Then, when the credit crunch started, the BOE significantly increased the level of reserves each bank can hold with them (by about 7% I think), which probably explains why the chart carried on rising.

The more recent increase is explained in Conway’s article (the banks are hoarding cash and don't want to lend it out).

I've stuck to the facts above but here's a bit of opinion...In late 2006 banks definitely started looking at each other with suspicion.

Thursday, August 6, 2009 12:22PM Report Comment
 

14. devo said...

Thanks flashman.

'the chart started rising in 2006'

That phrase doesn't accurately describe the chart though, does it? There is a short, sharp spike of about £20 billion in March 2006 which stands out like a sore thumb. That suggests to me some sort of 'event' in the higher echelons of finance.

Thursday, August 6, 2009 12:41PM Report Comment
 

15. flashman said...

Devo: Just asked a colleague...In early 2006 the BOE, for the first time in history, started paying interest on the reserve balances held by banks. They targeted a huge increase in reserves of over 20 Billion. That is the momentous event.

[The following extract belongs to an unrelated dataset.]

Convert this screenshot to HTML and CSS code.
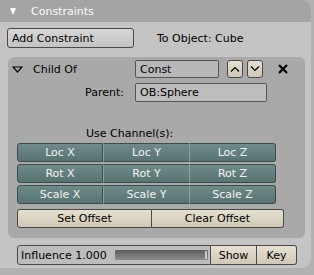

They did it to create stability and to help them contain any future crises. Don’t laugh

Thursday, August 6, 2009 12:56PM Report Comment
 

16. devo said...

15. flashman said... In early 2006 the BOE, for the first time in history, started paying interest on the reserve balances held by banks. They targeted a huge increase in reserves of over 20 Billion. That is the momentous event.

Surely this was seen as 'newsworthy' at the time?

Thursday, August 6, 2009 01:00PM Report Comment
 

17. devo said...

To answer my own question...

News Release
Launch of New Framework to Modernise Sterling Money Markets

18 May 2006

From today, for the first time in its history the Bank is paying interest on reserve balances held by banks and building societies. They now target average balances with the Bank over the periods between the MPC's monthly interest rate decisions rather than having to 'square up' every day. The Bank has moved from daily to weekly short-term open market operations...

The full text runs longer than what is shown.